Alternative Fuels for Diesel Engines

1. Biodiesel:

Biodiesel is fatty acid esters which are created through cracking of vegetable oils or greases and then converted with methanol or ethanol. If mixed with methanol, it creates fatty acid methyl ester (FAME) and if mixed with ethanol, it creates fatty acid ethyl ester (FAEE). The molecules of biodiesel are similar to diesel fuel in terms of size and properties.

Production of Biodiesel:

Biodiesel are produced from vegetable oils or animal fats. Europe primarily uses rape oil. Soybean oil and palm oil can also be used to produce biodiesel. Esterification of oil is carried out with either methanol or ethanol. Since methanol helps in simpler esterification, it is preferred more over ethanol. Therefore fatty acid methyl ester (FAME) is primarily used worldwide as an alternative biodiesel.

Since methanol is produced from coal, FAME is strictly not fully biogenous. FAEE on the other hand is made up of 100% biomass. The properties of biodiesel are determined by many factors. Different vegetable oils have different composition of fatty acid blocks. The type and quantity of unsaturated fatty acid blocks have decisive influence on the stability of biodiesel. The quality also depends on the pre-treatment of vegetable oils and the production process of biodiesel.

The quality of biodiesel varies from the regular diesel fuel, since biodiesel consists of fatty acid esters which are polar and chemically reactive. Diesel fuel on the other hand is an inert and nonpolar mixture of paraffins and aromatic compounds. 

Use of Biodiesel in vehicles:

Pure biodiesel (B 100) is used especially in Germany in commercial vehicles. The higher mileage ensures fast consumption, which ensures problems with insufficient oxidation stability to be avoided. It is more favourable to use biodiesel in a blend with conventional diesel fuel. The trend is towards small mixtures of 93% diesel and 7% biodiesel (B 7).

The presence of biodiesel in diesel fuel provides lubrication and hence additional lubricative additives are not required. In the case of higher biodiesel content in the diesel-biodiesel mixture (above B 30), the higher boiling point of fuel can cause it to escape to the engine oil via condensation on the cylinder walls. 

2. Rape Oils:

Rape oil can be used in older engines, especially those fitted with inline pumps. It is an inexpensive fuel, but increases emissions and also risks of engine failures.

Limitations:

Rape oil has high density and viscosity and is highly volatile in nature compared to diesel fuel. Direct usage of rape oil affects fuel supply at low temperatures due to the formation of residues on injector nozzles by thermal coking. 

3. Bioparaffins:

Bioparaffins are produced from fats and oils by means of hydrogentaion. Hydrogenation with hydrogen results in cracking of fats and oils, during which the oxygen atoms and other unsaturated bonds are removed. Long chain alkanes are created from fatty acids, while the glycerin is converted into propane gas. The end result is hydrocarbon molecules with better properties for combustion than biodiesel.

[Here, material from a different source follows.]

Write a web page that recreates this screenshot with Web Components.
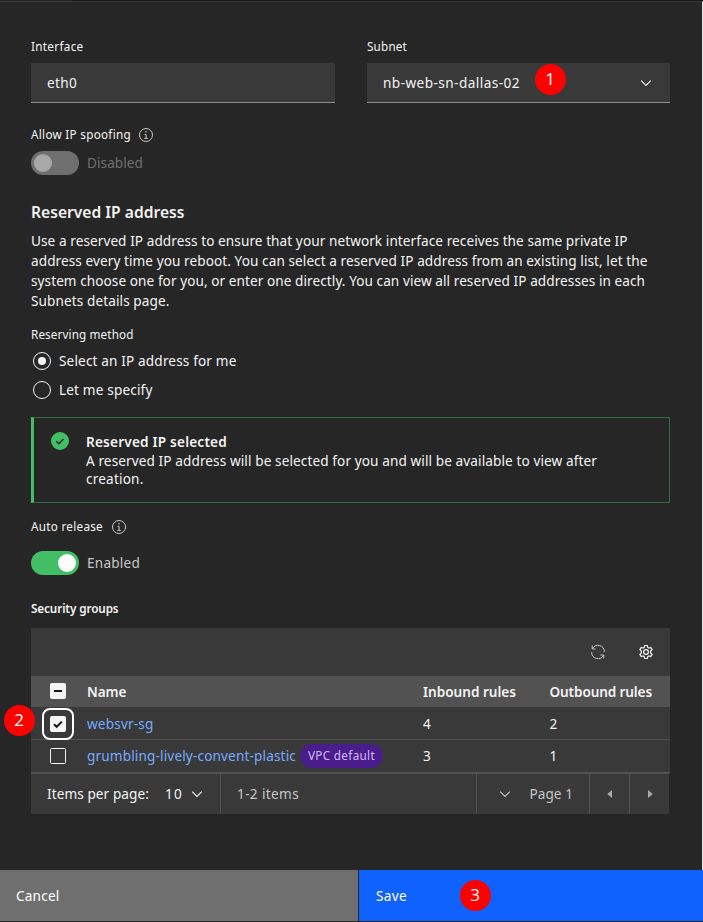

The product properties of bioparaffins are far greater than biodiesel. It is also more cost effective than biodiesel to produce bioparaffins because hydrogenation process can take place in petroleum refineries.

4. Synthetic Fuels:

Synthetic fuels are produced from individual chemical blocks. Coal, natural gas or biomass can be thermally converted into synthetic gas made up of carbon monoxide (CO) and hydrogen. Linear, straight chain hydrocarbons, n-paraffins are then produced from CO and hydrogen on Fischer-Tropsch catalysts. Further, isomerization can improve the quality of synthetic fuel, particularly its low temperature resistance.

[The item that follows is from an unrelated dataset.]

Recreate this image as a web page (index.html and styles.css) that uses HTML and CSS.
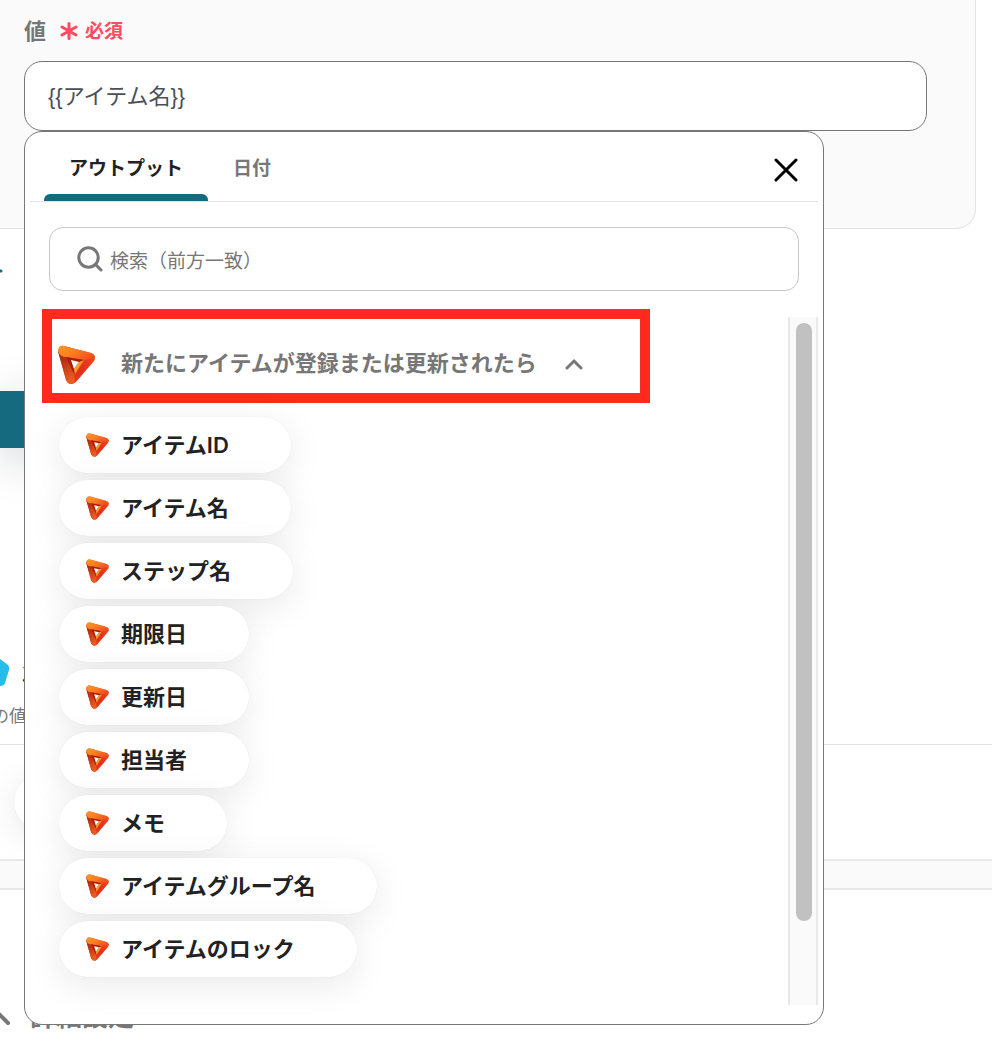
FILE: index.html
```html
<!DOCTYPE html>
<html lang="ja">
<head>
    <meta charset="UTF-8">
    <meta name="viewport" content="width=device-width, initial-scale=1.0">
    <title>アウトプット</title>
    <link rel="stylesheet" href="styles.css">
</head>
<body>
    <svg class="defs" aria-hidden="true">
        <defs>
            <linearGradient id="top" x1="0" y1="0" x2="1" y2="0.6">
                <stop offset="0" stop-color="#fb9a22"/>
                <stop offset="0.5" stop-color="#fa7f20"/>
                <stop offset="1" stop-color="#f2501f"/>
            </linearGradient>
            <linearGradient id="left" x1="0" y1="0" x2="0.3" y2="1">
                <stop offset="0" stop-color="#a81c0c"/>
                <stop offset="0.4" stop-color="#bd3313"/>
                <stop offset="1" stop-color="#e85c20"/>
            </linearGradient>
            <linearGradient id="right" x1="1" y1="0" x2="0" y2="1">
                <stop offset="0" stop-color="#f2501f"/>
                <stop offset="0.5" stop-color="#e2301b"/>
                <stop offset="1" stop-color="#e2451d"/>
            </linearGradient>
            <symbol id="logo" viewBox="0 0 39 41">
                <path d="M1 6Q2 0 7 1L34 8Q40 11 37 16L19 37Q13 42 9 35Z" fill="url(#right)"/>
                <path d="M1 6L9 11L17 28L18 37Q12 42 9 35Z" fill="url(#left)"/>
                <path d="M1 6Q2 0 7 1L34 8Q38 9 38 13L27 15L9 12Q3 12 1 6Z" fill="url(#top)"/>
                <path d="M9 12L27 15L23 18L14 15L17 24L17 29Z" fill="#a81e0d"/>
                <path d="M14 15L22 17L17 24Z" fill="#fff"/>
                <path d="M27 15L18 29L17 24L22 17Z" fill="#f99b28"/>
            </symbol>
        </defs>
    </svg>

    <section class="card">
        <div class="label">
            <label for="value">値</label>
            <svg class="star" viewBox="0 0 18 18"><path d="M9 1.5V16.5M2 5l14 8M16 5L2 13"/></svg>
            <span class="required">必須</span>
        </div>
        <div class="field">
            <input id="value" class="value" type="text" value="{{アイテム名}}">

            <div class="dropdown">
                <div class="tabs">
                    <button class="tab active" type="button">アウトプット</button>
                    <button class="tab" type="button">日付</button>
                    <button class="close" type="button" aria-label="閉じる">
                        <svg viewBox="0 0 24 24"><path d="M2 2L22 22M22 2L2 22"/></svg>
                    </button>
                </div>
                <label class="search">
                    <svg viewBox="0 0 26 26"><circle cx="11.5" cy="11.5" r="9.7"/><path d="M18.5 18.5L24 24"/></svg>
                    <input type="text" placeholder="検索（前方一致）" aria-label="検索">
                </label>
                <div class="outputs">
                    <div class="list">
                        <button class="group" type="button">
                            <svg class="group-logo"><use href="#logo"/></svg>
                            <span>新たにアイテムが登録または更新されたら</span>
                            <svg class="chevron" viewBox="0 0 18 12"><path d="M2 10L9 3L16 10"/></svg>
                        </button>
                        <div class="items">
                            <button class="item" type="button"><svg><use href="#logo"/></svg><span>アイテムID</span></button>
                            <button class="item" type="button"><svg><use href="#logo"/></svg><span>アイテム名</span></button>
                            <button class="item" type="button"><svg><use href="#logo"/></svg><span>ステップ名</span></button>
                            <button class="item" type="button"><svg><use href="#logo"/></svg><span>期限日</span></button>
                            <button class="item" type="button"><svg><use href="#logo"/></svg><span>更新日</span></button>
                            <button class="item" type="button"><svg><use href="#logo"/></svg><span>担当者</span></button>
                            <button class="item" type="button"><svg><use href="#logo"/></svg><span>メモ</span></button>
                            <button class="item" type="button"><svg><use href="#logo"/></svg><span>アイテムグループ名</span></button>
                            <button class="item" type="button"><svg><use href="#logo"/></svg><span>アイテムのロック</span></button>
                        </div>
                    </div>
                    <div class="track"><div class="thumb"></div></div>
                </div>
            </div>
        </div>
    </section>

    <section class="actions">
        <svg class="add" viewBox="0 0 3 4"><path d="M0 2H1"/></svg>
        <button class="save" type="button" aria-label="保存"></button>
    </section>
    <section class="operation">
        <div class="operation-title">
            <svg class="badge" viewBox="0 0 10 30"><path d="M0 1L8 7Q10 9 9 12L5 25Q4 28 0 28Z"/></svg>
            <span>次</span>
        </div>
        <p class="note">の値</p>
    </section>
    <section class="step">
        <div class="pill"></div>
    </section>
    <div class="divider"></div>
    <section class="details">
        <svg viewBox="0 0 12 20"><path d="M-4 4L8 16"/></svg>
        <h2>詳細設定</h2>
    </section>
</body>
</html>
```
FILE: styles.css
```css
* {
    box-sizing: border-box;
}
body {
    margin: 0;
    background-color: #fff;
    color: #222;
    font-family: "Liberation Sans", "Noto Sans CJK JP", sans-serif;
    overflow-x: hidden;
}
button, input {
    font-family: inherit;
}
button {
    border: none;
    background: none;
    cursor: pointer;
}
.defs {
    position: absolute;
    width: 0;
    height: 0;
}

/* value field */
.card {
    height: 229px;
    margin-right: 16px;
    padding: 12px 48px 0 24px;
    background-color: #fafafa;
    border: 1px solid #e3e3e3;
    border-width: 0 1px 1px 0;
    border-radius: 0 0 20px 0;
}
.label {
    display: flex;
    align-items: center;
    height: 34px;
    margin-bottom: 15px;
    color: #777;
    font-size: 22px;
    font-weight: bold;
}
.star {
    width: 18px;
    height: 18px;
    margin: 4px 7px 0 14px;
    fill: none;
    stroke: #ff4b5f;
    stroke-width: 3;
    stroke-linecap: round;
}
.required {
    color: #ff4b5f;
    font-size: 19px;
}
.field {
    position: relative;
}
.value {
    display: block;
    width: 100%;
    height: 70px;
    padding: 0 23px 5px;
    border: 1px solid #777;
    border-radius: 18px;
    background-color: #fff;
    color: #4a5058;
    font-size: 22px;
}

/* dropdown */
.dropdown {
    position: absolute;
    top: 100%;
    left: 0;
    z-index: 1;
    width: 100%;
    max-width: 800px;
    padding: 0 5px 19px;
    background-color: #fff;
    border: 1px solid #777;
    border-radius: 18px;
}
.tabs {
    display: flex;
    height: 70px;
    padding: 0 16px 0 14px;
    border-bottom: 1px solid #e3e3e3;
}
.tab {
    display: flex;
    flex-direction: column;
    justify-content: space-between;
    padding: 21px 25px 0;
    color: #777;
    font-size: 19px;
    font-weight: bold;
}
.active {
    color: #222;
}
.active::after {
    content: "";
    align-self: stretch;
    height: 7px;
    margin: 0 -25px;
    background-color: #156a80;
    border-radius: 6px 6px 0 0;
}
.close {
    margin-left: auto;
    padding: 6px 4px 0;
}
.close svg {
    display: block;
    width: 24px;
    height: 24px;
    fill: none;
    stroke: #000;
    stroke-width: 3;
    stroke-linecap: round;
}
.search {
    display: flex;
    align-items: center;
    height: 64px;
    margin: 25px 19px 26px;
    padding: 0 27px;
    border: 1px solid #c8c8c8;
    border-radius: 14px;
}
.search svg {
    flex: none;
    width: 26px;
    height: 26px;
    fill: none;
    stroke: #777;
    stroke-width: 3;
    stroke-linecap: round;
}
.search input {
    flex: 1;
    min-width: 0;
    padding: 5px 7px 0;
    border: none;
    outline: none;
    background: none;
    color: #777;
    font-size: 19px;
}
.search input::placeholder {
    color: #777;
}
.outputs {
    display: flex;
}
.list {
    flex: 1;
    min-width: 0;
    padding: 0 12px 28px;
}
.group {
    display: flex;
    align-items: center;
    width: 608px;
    max-width: 100%;
    height: 94px;
    margin-top: -8px;
    padding: 0 5px;
    border: 10px solid #ff2a1d;
    color: #777;
    font-size: 22px;
    font-weight: bold;
    white-space: nowrap;
}
.group-logo {
    width: 39px;
    height: 41px;
    margin: 18px 25px 0 0;
}
.group span {
    padding-top: 9px;
}
.chevron {
    width: 18px;
    height: 12px;
    margin: 16px 0 0 28px;
    fill: none;
    stroke: #777;
    stroke-width: 3;
    stroke-linecap: round;
}
.items {
    display: flex;
    flex-direction: column;
    align-items: flex-start;
    gap: 7px;
    padding: 14px 17px 0;
}
.item {
    display: flex;
    align-items: center;
    height: 56px;
    padding: 0 62px 0 26px;
    border-radius: 28px;
    background-color: #fff;
    box-shadow: 0 8px 36px rgba(0, 0, 0, 0.09), 0 0 1px rgba(0, 0, 0, 0.1);
    color: #222;
    font-family: Inter, "Noto Sans CJK JP", sans-serif;
    font-size: 22px;
    font-weight: 600;
    white-space: nowrap;
}
.item svg {
    width: 25px;
    height: 25px;
    margin-right: 11px;
}
.item span {
    padding-bottom: 4px;
}
.track {
    flex: none;
    width: 30px;
    padding: 6px;
    border: 2px solid #e8e8e8;
    border-width: 0 2px;
    background-color: #fafafa;
}
.thumb {
    width: 16px;
    height: 598px;
    margin: 0 auto;
    border-radius: 8px;
    background-color: #c1c1c1;
}

/* page under the dropdown */
.actions {
    height: 429px;
    padding-top: 40px;
}
.add {
    display: block;
    width: 3px;
    height: 4px;
    fill: none;
    stroke: #156a80;
    stroke-width: 3;
    stroke-linecap: round;
}
.save {
    display: block;
    width: 200px;
    height: 57px;
    margin-top: 118px;
    background-color: #156a80;
    box-shadow: 0 10px 50px rgba(0, 30, 40, 0.18);
}
.operation {
    height: 87px;
    border-bottom: 1px solid #e3e3e3;
}
.operation-title {
    display: flex;
    align-items: center;
    gap: 12px;
    height: 30px;
    font-size: 22px;
    font-weight: bold;
}
.badge {
    width: 10px;
    height: 30px;
    fill: #27bdea;
}
.note {
    margin: 16px 0 0 -8px;
    color: #777;
    font-size: 17px;
    line-height: 26px;
}
.step {
    height: 114px;
    padding: 29px 14px;
}
.pill {
    width: 240px;
    height: 56px;
    border-radius: 28px;
    box-shadow: 0 8px 36px rgba(0, 0, 0, 0.09), 0 0 1px rgba(0, 0, 0, 0.1);
}
.divider {
    height: 31px;
    border: 2px solid #e8e8e8;
    border-width: 2px 0;
    background-color: #fafafa;
}
.details {
    display: flex;
    align-items: center;
    height: 168px;
    padding-top: 86px;
    color: #777;
}
.details svg {
    width: 12px;
    height: 20px;
    fill: none;
    stroke: #777;
    stroke-width: 4;
    stroke-linecap: round;
}
.details h2 {
    margin: 0 0 0 18px;
    font-size: 26px;
    line-height: 36px;
}
```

Synthetic fuels are also called second generation fuels as its production process differs from the common hydrogenation or esterification process on oils and fats.

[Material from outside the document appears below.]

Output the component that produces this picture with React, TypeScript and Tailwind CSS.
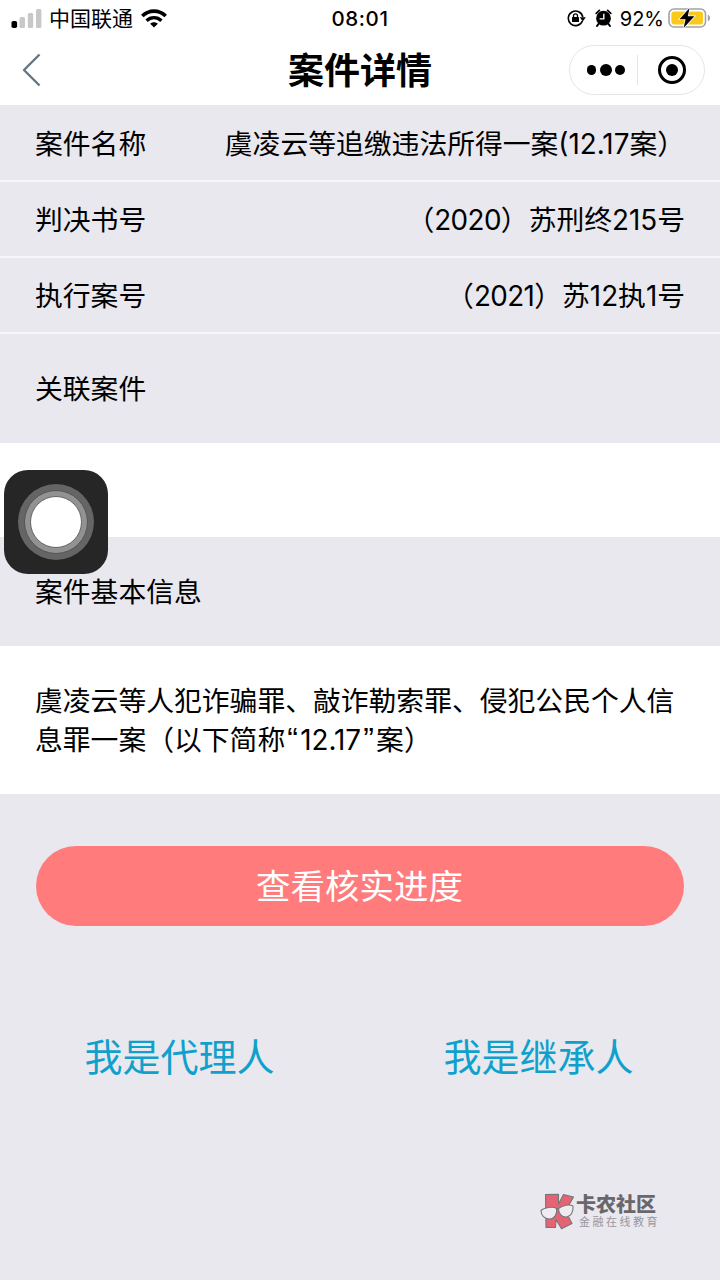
import React from "react";

function StatusBar() {
  return (
    <div className="flex h-9 items-center justify-between pl-[11px] pr-[9px]">
      <div className="flex w-[240px] items-center">
        <svg className="h-[19px] w-[31px]" viewBox="0 0 31 19">
          <rect x="0.5" y="12" width="5.6" height="7" rx="1.8" fill="#000" />
          <rect x="8.6" y="8" width="5.4" height="11" rx="1.5" fill="#c8c8c8" />
          <rect x="16.8" y="4" width="5.4" height="15" rx="1.5" fill="#c8c8c8" />
          <rect x="25" y="0" width="5.4" height="19" rx="1.5" fill="#c8c8c8" />
        </svg>
        <span className="ml-[7px] pt-0.5 text-[21px] leading-[34px]">中国联通</span>
        <svg className="ml-2 h-[19px] w-[26px]" viewBox="0 0 26 19" fill="none" stroke="#000" strokeWidth="3.6">
          <path d="M1.3 7.1C8 .4 18 .4 24.7 7.1" />
          <path d="M5.600 11.700c4.200-4 10.600-4 14.800 0" strokeWidth="3.300" />
          <path d="M13 18.6l-3.8-3.8c2.100-2 5.500-2 7.600 0z" fill="#000" stroke="none" />
        </svg>
      </div>
      <span className="pr-0.5 pt-0.5 text-[20.500px] font-medium leading-[34px] tracking-[0.6px]">08:01</span>
      <div className="flex w-[240px] items-center justify-end">
        <svg className="h-[18px] w-[19px]" viewBox="0 0 19 18" fill="none" stroke="#000" strokeWidth="1.600">
          <path d="M15.400 12A7.300 7.300 0 1 1 15.800 8" />
          <path d="M12.800 8.200h6l-3 4.200z" fill="#000" stroke="none" />
          <rect x="5" y="8" width="7" height="5" rx="0.6" fill="#000" stroke="none" />
          <path d="M6.500 8.200V6.800a2 2 0 0 1 4 0v1.400" strokeWidth="1.300" />
        </svg>
        <svg className="ml-[9px] h-[18px] w-[17px]" viewBox="0 0 17 18">
          <circle cx="8.5" cy="9.2" r="7.4" />
          <path d="M1.200 4.300L4.400 1.300M15.800 4.300L12.600 1.300" stroke="#000" strokeWidth="1.700" strokeLinecap="round" />
          <path d="M3.800 14.600L2 17M13.200 14.600L15 17" stroke="#000" strokeWidth="2" strokeLinecap="round" />
          <path d="M8.800 4.800v5.100H4.600" stroke="#fff" strokeWidth="1.400" fill="none" />
        </svg>
        <span className="ml-[8px] pt-0.5 text-[20px] leading-[34px]">92%</span>
        <svg className="ml-[4px] h-[22px] w-[43px]" viewBox="0 0 43 22">
          <rect x="1" y="2" width="36.5" height="18" rx="5" fill="#fff" stroke="#a3a3a3" strokeWidth="1.6" />
          <rect x="3.4" y="4.400" width="31.600" height="13.200" rx="2.8" fill="#fbc91c" />
          <path d="M39.800 7.800c3 .8 3 5.600 0 6.400z" fill="#a3a3a3" />
          <path d="M21.500 1L11.500 12.200h6.100L15.600 21l10.800-11.800h-6.600z" fill="#000" stroke="#fff" strokeWidth="1.500" paintOrder="stroke" />
        </svg>
      </div>
    </div>
  );
}

function NavBar() {
  return (
    <div className="flex h-[68px] items-center justify-between pl-[22px] pr-[15px]">
      <div className="flex w-[136px]">
        <svg className="h-[34px] w-5" viewBox="0 0 20 34" fill="none" stroke="#637684" strokeWidth="2.4" strokeLinejoin="round">
          <path d="M17.500 1.500L2 17l15.500 15.500" />
        </svg>
      </div>
      <h1 className="pr-[7px] pt-[3px] text-[36px] font-bold leading-[65px]">案件详情</h1>
      <div className="flex h-[50px] w-[136px] items-center rounded-full border border-[#e5e5e5]">
        <div className="flex flex-1 items-center justify-center gap-[3.500px] pl-1">
          <span className="size-[9.500px] rounded-full bg-black" />
          <span className="size-3 rounded-full bg-black" />
          <span className="size-[9.500px] rounded-full bg-black" />
        </div>
        <div className="h-[30px] w-px bg-[#e5e5e5]" />
        <div className="flex flex-1 items-center justify-center pl-0.5">
          <div className="flex size-7 items-center justify-center rounded-full border-[3px] border-black">
            <span className="size-3 rounded-full bg-black" />
          </div>
        </div>
      </div>
    </div>
  );
}

function Row({ label, children }: { label: string; children: React.ReactNode }) {
  return (
    <div className="flex h-[76px] items-center justify-between border-b-2 border-[#f6f6fa] px-[35px] pt-[3px] first:h-[77px]">
      <span>{label}</span>
      <span>{children}</span>
    </div>
  );
}

function Year({ children }: { children: React.ReactNode }) {
  return <span className="tracking-[-0.6px]">{children}</span>;
}

function Quote({ children }: { children: React.ReactNode }) {
  return (
    <span className="inline-block w-[15px] text-center font-['Liberation_Sans',sans-serif] text-[32px] leading-none">
      {children}
    </span>
  );
}

function Watermark() {
  return (
    <div className="mt-auto mb-[50px] mr-[60px] flex items-center self-end">
      <svg className="h-[37px] w-[36px]" viewBox="0 0 36 37" stroke="#77747a" strokeWidth="1.100" strokeLinejoin="round">
        <path d="M5.500 1.500L18.500 1.200 18.500 11 23.500 1.500 33.500 4 25.500 18 32 30.500 21.500 35.800 16 26.500 15.500 34.500 6 34.500z" fill="#e46474" />
        <path d="M1 17.500c3-3 12-4.500 15.500-2 1 6-2 10.300-7 10.500-5 .2-8.500-3.500-8.500-8.500z" fill="#eeecf0" />
        <path d="M18.500 15.500c4-3.500 11-4.500 14.500-2.500.5 6-2 10.500-6.500 11-4.500.5-8-3.500-8-8.500z" fill="#eeecf0" />
        <path d="M16.500 16.500l2-.7" fill="none" />
      </svg>
      <div className="flex flex-col">
        <span className="text-[20px] font-black leading-[21px] text-[#69676c]">卡农社区</span>
        <span className="pl-[3px] text-[11px] leading-[13px] tracking-[2.500px] text-[#98969c]">金融在线教育</span>
      </div>
    </div>
  );
}

export default function App() {
  return (
    <div className="relative flex h-[1280px] w-[720px] flex-col overflow-hidden bg-[#e9e8ee] font-[Inter,'Noto_Sans_CJK_SC',sans-serif] text-[27.800px] leading-[39px] text-black">
      <header className="h-[105px] shrink-0 bg-white">
        <StatusBar />
        <NavBar />
      </header>
      <section>
        <Row label="案件名称">虞凌云等追缴违法所得一案(12.17案）</Row>
        <Row label="判决书号">
          （<Year>2020</Year>）苏刑终215号
        </Row>
        <Row label="执行案号">
          （<Year>2021</Year>）苏12执1号
        </Row>
        <div className="flex h-[109px] items-center px-[35px] pt-px">关联案件</div>
      </section>
      <div className="h-[94px] shrink-0 bg-white" />
      <div className="flex h-[109px] shrink-0 items-center px-[35px] pt-px">案件基本信息</div>
      <div className="h-[148px] shrink-0 bg-white px-[35px] pt-9">
        <p className="whitespace-nowrap">
          虞凌云等人犯诈骗罪、敲诈勒索罪、侵犯公民个人信
          <br />
          息罪一案（以下简称<Quote>“</Quote>12.17<Quote>”</Quote>案）
        </p>
      </div>
      <button className="mx-9 mt-[52px] h-20 shrink-0 rounded-full bg-[#ff7b7c] pr-px text-[34.500px] text-white">查看核实进度</button>
      <div className="mt-[103px] flex pr-0.5 text-[38px] leading-[56px] text-[#10a0cc]">
        <a className="flex-1 text-center">我是代理人</a>
        <a className="flex-1 text-center">我是继承人</a>
      </div>
      <Watermark />
      <div className="absolute left-1 top-[470px] flex size-[104px] items-center justify-center rounded-[24px] bg-[#262626]">
        <div className="flex size-[76px] items-center justify-center rounded-full bg-[#656565]">
          <div className="flex size-16 items-center justify-center rounded-full border border-[#555] bg-[#929292]">
            <div className="size-[52px] rounded-full border border-[#666] bg-white" />
          </div>
        </div>
      </div>
    </div>
  );
}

Fischer-Tropsch synthesis can produce a wide variety of other components such as short chain gasoline, kerosene, diesel paraffins, waxes. The composition of synthetic diesel fuels can be varied on the demands of the diesel engine with the help of catalysts of our choice.

The synthetic fuels produced by Fischer-Tropsch synthesis are purely aromatic and sulphur free. They also have a high cetane number. The density of synthetic fuel is lesser than the conventional diesel fuel at 800 kg/㎥.

Due to its lower HC, nitrogen oxide and CO emissions, it is above all other fuels available in the market.

5. Dimethyl Ether:

Dimethyl ether is a combustible and explosive gas produced from methanol. The boiling point of dimethyl ether is -25℃ at 1 bar. It has a cetane number of roughly 55 and on burning in engine produces low soot and nitrogen oxide emissions. 

Dimethyl ether has low density and high oxygen content, leading to a low calorific value. We would also need a modified and complicated low pressure fuel injection system to inject the gas. We also need a pressure proof fuel tank.